We had a wonderful fast and testimony meeting on Sunday morning. We had over 45 people in attendance and one testimony after another. We were pleased to see Sister Powell there, the Sister we visited last week, with her two children. She is in the primary and they really need her. After our visit she said she felt guilty. We told her we didn't want her to feel that way, but at least it indicates that she does care. Judy said that primary was wonderful, with more children and now three adults. They sang very well. They are encouraged that they will have a wonderful program for sacrament meeting in the spring. The primary president said “Sister Hoagland made my job so easy.” We hope to get them to do it on their own so when we leave there will not be a big whole. At least they will see how the music is supposed to work in primary.

The other primary counselor has not been attending although her husband and children are there faithfully. It turns out she had been offended by Sister Kinikini who didn't know about it. She learned about it this week and she called her and we are told she may be back this Sunday. She doesn't speak English, but that should not be a problem in this branch. Judy is having fun training the primary president. She is not the most reliable person but she has a good heart.

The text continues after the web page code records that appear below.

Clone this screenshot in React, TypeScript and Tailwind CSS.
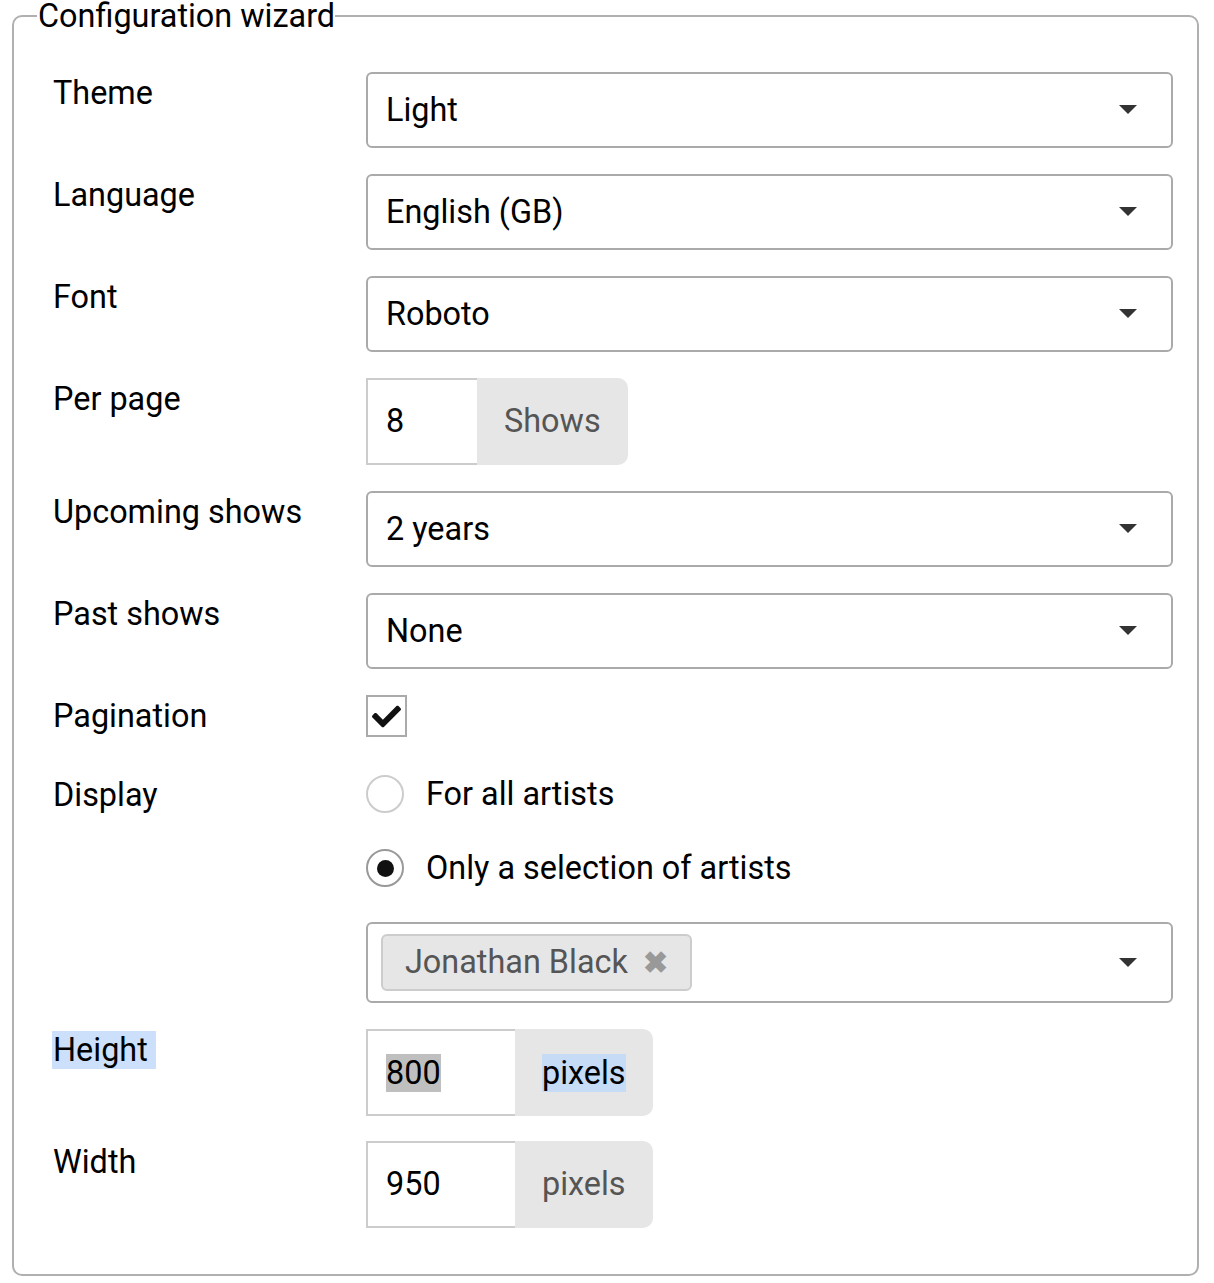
import { useState } from 'react'
import { FaCheck } from 'react-icons/fa'

const font = { fontFamily: 'Roboto, "Noto Sans", Arial, sans-serif' }

function Caret() {
  return (
    <svg width="18" height="10" viewBox="0 0 18 10" className="shrink-0">
      <path d="M0 0 L18 0 L9 9 Z" fill="#333" />
    </svg>
  )
}

function Select({ value }: { value: string }) {
  return (
    <div className="h-[76px] border-2 border-[#aaa] rounded-[6px] flex items-center pl-[18px] pr-[34px] justify-between">
      <span>{value}</span>
      <Caret />
    </div>
  )
}

function InputGroup({ value, unit, inputW, selected }: { value: string; unit: string; inputW: string; selected?: boolean }) {
  return (
    <div className="flex h-[87px]">
      <div className={`${inputW} border-2 border-r-0 border-[#ccc] flex items-center pl-[18px]`}>
        <span className={selected ? 'bg-[#bfbfbf] leading-[38px]' : ''}>{value}</span>
      </div>
      <div className="bg-[#e6e6e6] rounded-r-[10px] flex items-center px-[27px]">
        <span className={selected ? 'bg-[#c6dcf6] leading-[38px] text-black' : 'text-[#555]'}>{unit}</span>
      </div>
    </div>
  )
}

function Row({ label, children, className = '', selected }: { label: string; children: React.ReactNode; className?: string; selected?: boolean }) {
  return (
    <div className={`grid grid-cols-[313px_1fr] ${className}`}>
      <div className="leading-[38px] pt-[2px]">
        <span className={selected ? 'bg-[#cce0fc] inline-block pr-[8px] -ml-[1px] pl-[1px]' : ''}>{label}</span>
      </div>
      <div>{children}</div>
    </div>
  )
}

function Radio({ checked, label, onClick }: { checked: boolean; label: string; onClick: () => void }) {
  return (
    <div className="h-[40px] flex items-center cursor-pointer" onClick={onClick}>
      <div className={`w-[38px] h-[38px] rounded-full border-2 ${checked ? 'border-[#999]' : 'border-[#ccc]'} flex items-center justify-center`}>
        {checked && <div className="w-[17px] h-[17px] rounded-full bg-[#111]" />}
      </div>
      <span className="ml-[22px]">{label}</span>
    </div>
  )
}

export default function App() {
  const [display, setDisplay] = useState('selection')
  const [paginate, setPaginate] = useState(true)

  return (
    <div className="bg-white w-[1214px] h-[1283px] text-black text-[32.4px]" style={font}>
      <fieldset className="ml-[12px] mr-[15px] border-2 border-[#b0b0b0] rounded-[10px] pl-[22px] pr-[24px] pb-[45px] h-[1276px]">
        <legend className="leading-[32px] pl-[1px] ml-[1px] pr-0">Configuration wizard</legend>
        <div className="pl-[17px] pt-[40px] flex flex-col gap-[26px]">
          <Row label="Theme"><Select value="Light" /></Row>
          <Row label="Language"><Select value="English (GB)" /></Row>
          <Row label="Font"><Select value="Roboto" /></Row>
          <Row label="Per page"><InputGroup value="8" unit="Shows" inputW="w-[111px]" /></Row>
          <Row label="Upcoming shows"><Select value="2 years" /></Row>
          <Row label="Past shows"><Select value="None" /></Row>
          <Row label="Pagination">
            <div
              className="w-[41px] h-[42px] border-2 border-[#aaa] flex items-center justify-center cursor-pointer"
              onClick={() => setPaginate(!paginate)}
            >
              {paginate && <FaCheck size={29} color="#111" />}
            </div>
          </Row>
          <Row label="Display" className="mt-[11px]">
            <div className="flex flex-col gap-[34px]">
              <Radio checked={display === 'all'} label="For all artists" onClick={() => setDisplay('all')} />
              <Radio checked={display === 'selection'} label="Only a selection of artists" onClick={() => setDisplay('selection')} />
              <div className="h-[81px] border-2 border-[#aaa] rounded-[6px] flex items-center pl-[13px] pr-[34px] justify-between">
                <div className="h-[57px] bg-[#e6e6e6] border-2 border-[#ccc] rounded-[6px] flex items-center pl-[22px] pr-[22px] text-[#555]">
                  <span>Jonathan Black</span>
                  <span className="ml-[15px] text-[#999] font-bold text-[30px]">✖</span>
                </div>
                <Caret />
              </div>
            </div>
          </Row>
          <Row label="Height" selected><InputGroup value="800" unit="pixels" inputW="w-[149px]" selected /></Row>
          <Row label="Width" className="-mt-[1px]"><InputGroup value="950" unit="pixels" inputW="w-[149px]" /></Row>
        </div>
      </fieldset>
    </div>
  )
}
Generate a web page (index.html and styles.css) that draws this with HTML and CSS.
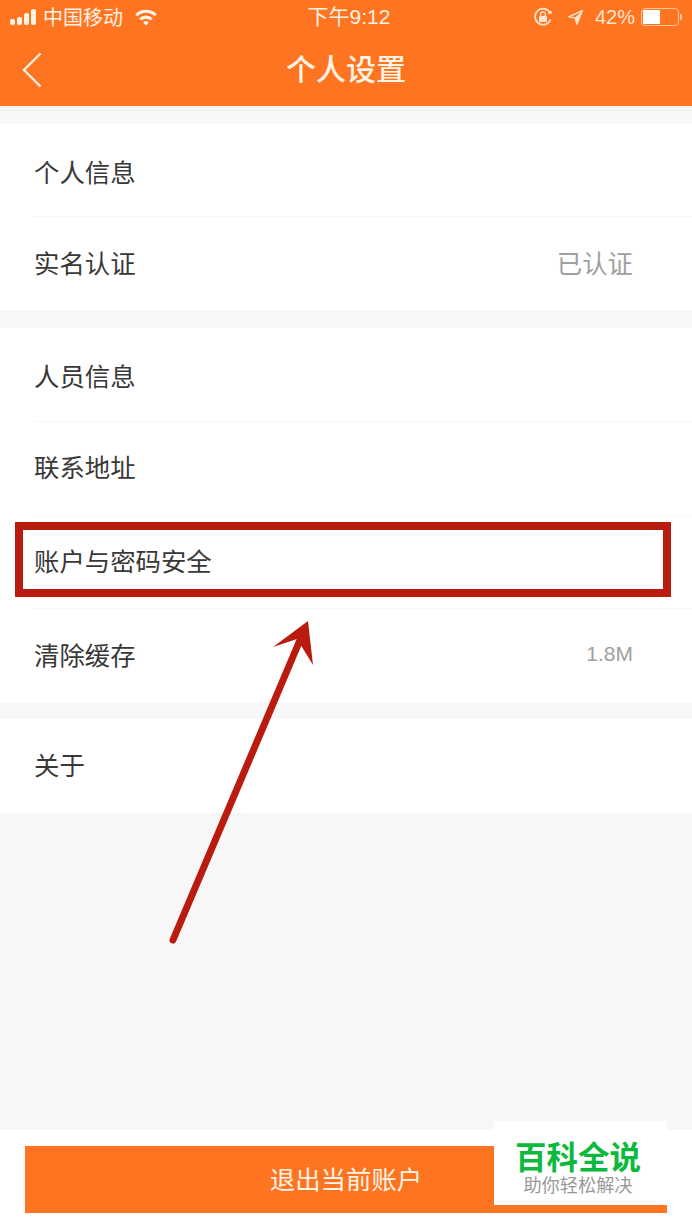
FILE: index.html
```html
<!DOCTYPE html>
<html lang="zh-CN">
<head>
    <meta charset="UTF-8">
    <meta name="viewport" content="width=device-width, initial-scale=1.0">
    <title>个人设置</title>
    <link rel="stylesheet" href="styles.css">
</head>
<body>
    <div class="app">
        <header class="top">
            <div class="status-bar">
                <div class="status-left">
                    <div class="signal">
                        <span class="bar"></span><span class="bar"></span><span class="bar"></span><span class="bar"></span>
                    </div>
                    <span class="carrier">中国移动</span>
                    <svg class="wifi" width="24" height="18" viewBox="0 0 24 18">
                        <path d="M1.2 6.2a15.4 15.4 0 0 1 21.6 0l-2.1 2.2a12.4 12.4 0 0 0-17.4 0z" fill="#fff3e6"/>
                        <path d="M5.2 10.3a9.8 9.8 0 0 1 13.6 0l-2.2 2.2a6.7 6.7 0 0 0-9.2 0z" fill="#fff3e6"/>
                        <path d="M9.2 14.4a4 4 0 0 1 5.6 0L12 17.4z" fill="#fff3e6"/>
                    </svg>
                </div>
                <span class="clock">下午9:12</span>
                <div class="status-right">
                    <svg class="lock" width="22" height="22" viewBox="0 0 22 22">
                        <path d="M18.6 13.5A8 8 0 1 1 18.2 7" fill="none" stroke="#ffe6cf" stroke-width="1.7"/>
                        <path d="M20.6 7.6l-4.6.3 2.6-3.6z" fill="#ffe6cf"/>
                        <rect x="7" y="10" width="8" height="6" rx="1" fill="#ffe6cf"/>
                        <path d="M8.6 10V8.4a2.4 2.4 0 0 1 4.8 0V10" fill="none" stroke="#ffe6cf" stroke-width="1.3"/>
                    </svg>
                    <svg class="location" width="17" height="17" viewBox="0 0 20 20">
                        <path d="M18 2L2 9.2l7.6 1.2L11.6 18z" fill="none" stroke="#ffe6cf" stroke-width="1.6" stroke-linejoin="round"/>
                        <path d="M18 2L9.6 10.4l2 7.6z" fill="#ffe6cf"/>
                    </svg>
                    <span class="percent">42%</span>
                    <div class="battery"><div class="battery-level"></div></div>
                </div>
            </div>
            <nav class="nav">
                <svg class="back" width="20" height="36" viewBox="0 0 20 36">
                    <path d="M18.5 1.5L2 18l16.5 16.5" fill="none" stroke="#ffeedd" stroke-width="2.4"/>
                </svg>
                <h1 class="title">个人设置</h1>
            </nav>
        </header>

        <main class="content">
            <section class="group">
                <div class="row"><span>个人信息</span></div>
                <div class="row"><span>实名认证</span><span class="row-value">已认证</span></div>
            </section>
            <section class="group group-main">
                <div class="row"><span>人员信息</span></div>
                <div class="row"><span>联系地址</span></div>
                <div class="row"><span>账户与密码安全</span></div>
                <div class="row"><span>清除缓存</span><span class="row-value row-size">1.8M</span></div>
            </section>
            <section class="group group-last">
                <div class="row"><span>关于</span></div>
            </section>
        </main>

        <footer class="bottom">
            <button class="logout" type="button">退出当前账户</button>
        </footer>

        <!-- annotations drawn over the screenshot -->
        <div class="highlight"></div>
        <svg class="arrow" width="692" height="1230" viewBox="0 0 692 1230">
            <path d="M173 940L300 640" fill="none" stroke="#b91c0e" stroke-width="7" stroke-linecap="round"/>
            <path d="M308 621L273 647L297 639L313 665z" fill="#b91c0e"/>
        </svg>
        <div class="watermark">
            <span class="watermark-name">百科全说</span>
            <span class="watermark-tag">助你轻松解决</span>
        </div>
    </div>
</body>
</html>
```

FILE: styles.css
```css
:root {
    --orange: #ff7421;
    --bg-color: #f7f7f7;
    --text-color: #383838;
    --subtle-text: #a0a0a0;
    --line-color: #f7f7f7;
    --mark-red: #b91c0e;
}

* { box-sizing: border-box; }

body {
    margin: 0;
    font-family: "Noto Sans CJK SC", "Liberation Sans", sans-serif;
}

.app {
    position: relative;
    width: 692px;
    height: 1230px;
    display: flex;
    flex-direction: column;
    background-color: var(--bg-color);
    overflow: hidden;
}

/* --- header --- */
.top {
    height: 106px;
    background-color: var(--orange);
    color: #fff3e6;
    flex-shrink: 0;
}

.status-bar {
    height: 35px;
    display: grid;
    grid-template-columns: 1fr auto 1fr;
    align-items: center;
    padding: 0 10px 1px;
}

.status-left, .status-right {
    display: flex;
    align-items: center;
}

.status-right { justify-content: flex-end; }

.signal {
    display: flex;
    align-items: flex-end;
    gap: 2px;
    width: 27px;
    height: 16px;
}
.bar {
    width: 5px;
    background-color: #fff3e6;
    border-radius: 2px;
}
.bar:nth-child(1) { height: 6px; }
.bar:nth-child(2) { height: 8px; }
.bar:nth-child(3) { height: 12px; }
.bar:nth-child(4) { height: 16px; }

.carrier {
    margin-left: 6px;
    font-size: 20px;
    line-height: 24px;
}

.wifi { margin-left: 11px; }

.clock {
    margin-left: 6px;
    font-family: "Liberation Sans", "Noto Sans CJK SC", sans-serif;
    font-size: 21px;
    line-height: 24px;
}

.lock { margin-right: 13px; }
.location { margin-right: 11px; }

.percent {
    font-family: "Liberation Sans", sans-serif;
    font-size: 20px;
    line-height: 24px;
    margin-right: 6px;
    color: #ffe6cf;
}

.battery {
    position: relative;
    width: 38px;
    height: 18px;
    border: 1px solid #ffc79c;
    border-radius: 4px;
    padding: 1px;
    margin-right: 3px;
}
.battery::after {
    content: '';
    position: absolute;
    right: -4px;
    top: 5px;
    width: 2px;
    height: 6px;
    background-color: #ffc79c;
    border-radius: 0 1px 1px 0;
}
.battery-level {
    width: 17px;
    height: 100%;
    background-color: #fff;
    border-radius: 1px;
}

.nav {
    height: 71px;
    display: flex;
    align-items: center;
    justify-content: center;
    position: relative;
    padding-bottom: 7px;
}

.back {
    position: absolute;
    left: 22px;
    top: 17px;
}

.title {
    margin: 0;
    font-size: 30px;
    font-weight: 500;
    line-height: 40px;
    color: #fff3e6;
}

/* --- list --- */
.content {
    flex: 1;
    padding-top: 18px;
}

.group { background-color: #ffffff; }
.group-main { margin-top: 18px; }
.group-last { margin-top: 16px; }

.row {
    height: 93px;
    margin-left: 34px;
    padding-right: 59px;
    padding-bottom: 4px;
    display: flex;
    align-items: center;
    justify-content: space-between;
    font-size: 25.4px;
    color: var(--text-color);
    border-bottom: 1px solid var(--line-color);
}
.row:first-child { padding-bottom: 0; padding-top: 2px; }
.group-main .row { height: 93.75px; }
.group-last .row { height: 94px; padding-top: 0; padding-bottom: 4px; }
.row:last-child { border-bottom: none; }

.row-value { color: var(--subtle-text); }
.row-size {
    font-family: "Liberation Sans", sans-serif;
    font-size: 21px;
}

/* --- footer --- */
.bottom {
    height: 100px;
    flex-shrink: 0;
    background-color: #ffffff;
    padding: 16px 25px 0;
}

.logout {
    display: block;
    width: 642px;
    height: 67px;
    padding: 0 0 4px;
    border: none;
    background-color: var(--orange);
    color: #fff3e6;
    font-family: inherit;
    font-size: 25.4px;
}

/* --- overlays --- */
.highlight {
    position: absolute;
    left: 15px;
    top: 522px;
    width: 656px;
    height: 75px;
    border: 8px solid var(--mark-red);
}

.arrow {
    position: absolute;
    left: 0;
    top: 0;
}

.watermark {
    position: absolute;
    left: 494px;
    top: 1121px;
    width: 173px;
    height: 84px;
    background-color: #ffffff;
    display: flex;
    flex-direction: column;
    align-items: center;
    padding: 16px 5px 0 0;
}
.watermark-name {
    font-size: 31.5px;
    line-height: 36px;
    font-weight: 700;
    color: #0cb93d;
}
.watermark-tag {
    font-size: 18.2px;
    line-height: 22px;
    color: #999999;
}
```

We are now trying to visit the more difficult members to get a hold of. Not much luck this week. Maybe it will be better next week. I am told that the district presidency will be extending me a calling in the next week or two. We visit Westport this Sunday and will be the speakers.

Friday, August 1, 2008

Bad Weather Good Work

Last night we had a birthday party with our seminary students as the two boys had birthdays in the last couple of weeks and Elder Hoagland was on the 31st. We ordered three large pizzas and there was one piece left. They also had cake and ice cream and after all that they decided to have a pop drinking contest to see who could drink a glass the fastest. They were in pain after that. Fortunately the glasses we have are only 6oz.

Sister Hoagland baked the cake. As you can see there is one container empty and most of the vanilla and chocolate are gone in the Neapolitan container. We had fed them breakfast which we usually do on Friday, and they said they had not eaten all day. The party started at 8:30 pm. The way they consumed the food we could believe they were that hungry.
Here are the birthday boys. The two boys turned 16 and Elder Hoagland turned 6?
Earlier in the week we made a visit to Kumara, which is south and east about 20 K's. We visited Sister Linda Powell, who is called as a 2 nd counselor in the primary. She has not been attending since we arrived. She is very friendly and has two beautiful girls. As you can see they are middle class and her husband has a good job as a specialized lineman for the electric company. She has about 40 dance students and has to travel about 20-30 minutes each day to Hokitika. Her father lives there and takes care of the children while she teaches. He mother passed away about 15 months ago and used to be the branch pianist. We talked about primary and how she is so much needed. She knows all the children and their family's and we tried to encourage her by explaining that Judy was there helping with the music. We were thinking she might have been discouraged by the lack of discipline of some of the children.
This is on of two one way rail/car bridges left in NZ. This one is in the process of being replaced then there will only be one. We crossed that one just before we got to this one. One must wait before they cross until all others coming your way are gone. sister Hoagland was not happy to cross these bridges. I figured if a train can cross how bad could it be for a little car like ours.
We visited with Sister Scott who lives in Hokitika. She has a responsible job with the New Zealand Schools where she conducts training of teachers all over the South Island. She is faithful and teaches Sunday School to the youth. She is a Moari and we were talking about grandfather's missions. She was interested in what years he was here and also about his helping with the Book of Mormon translation. She looked in her Book of Mormon (Maori) and found grandfathers name listed in Moari as an editor along with Mathew Cowley. That was really exciting to see his name in Moari. Erata Ruihi Hokarana (Elder Lewis Hoagland). Her nephew no longer lives with her, but her sister who has special needs lives with her. She is very sweet but has to work a split night and morning shift cleaning a local grocery store (this was information for our friends the Rassmusen's who were on a mission here a few years ago). Here is the town clock with Sister Hoaglnd in front. We had some time before our appointment so we had a snack and looked over the town. It is kind of like some of our Oregon coast towns with a lot of tourist shops. It is the first sandy beach I have seen here as well.
The following are some pictures of damage in part of Greymouth. Two sections of town are more susceptable to wind and they really got it this week. Unlike the rest of New Zealand we only got wind during the storms and it was only one day. The north island has been dumped on for over a week now with flooding and land slides. The last few days the east side of this island have had heavy rain as well and the main road south has been blocked. We only had some trees and fences down and roofs damaged in two neighborhoods, Cobdon and blaketown.

The council has been busy picking up all the rubish. Later in the day I went to the dump with a member and they had a mountain of metal from the roofs and fencing. They had brought in a truck with a metal crusher on the back and were taking care of all of it right away. The wood from the trees will be used by the locals for fire next season. They only take the small brush to the dump. They closed the school which shares the yard these trees fell in.
Sister Royal had some damage to her garage roof. I picked up the Elders and they fixed the roof while I helped clean up her yard. She had some serious fence damage on the other side of her yard. She says she is covered by insurance. We couldn't help her with the fence as it made of cement posts and tin. We had no tools anyway.